Keywords: Internet, Political Participation, Contacting Government, Digital Divide
Stream: Human Technologies and Useability
Presentation Type: Paper Presentation in English
Paper: A paper has not yet been submitted.

Dr. Lori Weber

Assistant Professor, Department of Political Science, California State University, Chico

Lori M. Weber received her Ph.D. from University of Colorado at Boulder and is currently an assistant professor at California State University, Chico. Her research interests are political participation, deliberative democratic theory, electronic democracy, political tolerance and hate politics. Professor Weber teaches political methodology and public opinion courses. She received a National Science Foundation (NSF) Dissertation Enhancement award for her dissertation on "The Effects of Democratic Deliberation on Political Tolerance." She has published several book chapters on the 1992 Perot movement and the Reform Party. She also has published articles in scholarly journals on political participation, deliberative democracy, and electronic democracy.
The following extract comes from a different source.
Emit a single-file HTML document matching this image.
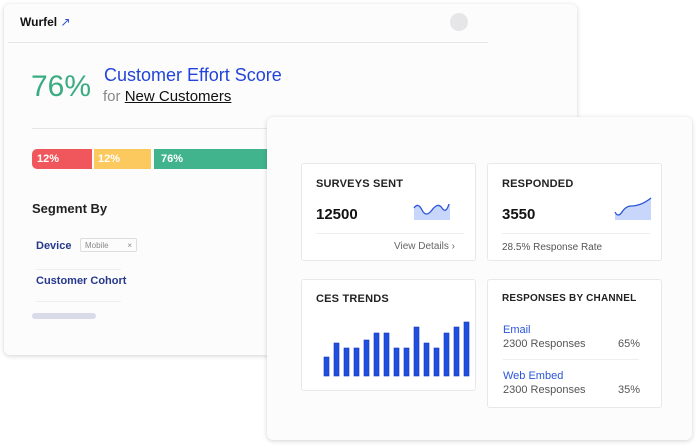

Currently, Professor Weber is part of a research team at the Heinz School of Public Policy at Carnegie Mellon University that seeks to develop and test software that would enable large numbers of citizens to use the Internet more effectively to learn about, deliberate and act upon community issues. The "Virtual Agora Project" — named for the ancient Athenian marketplace and funded by a grant from the National Science Foundation — seeks to identify how information technology can best be used to support "electronic democracy" and to demonstrate the value of computer-mediated communication for building a widespread and inclusive political community.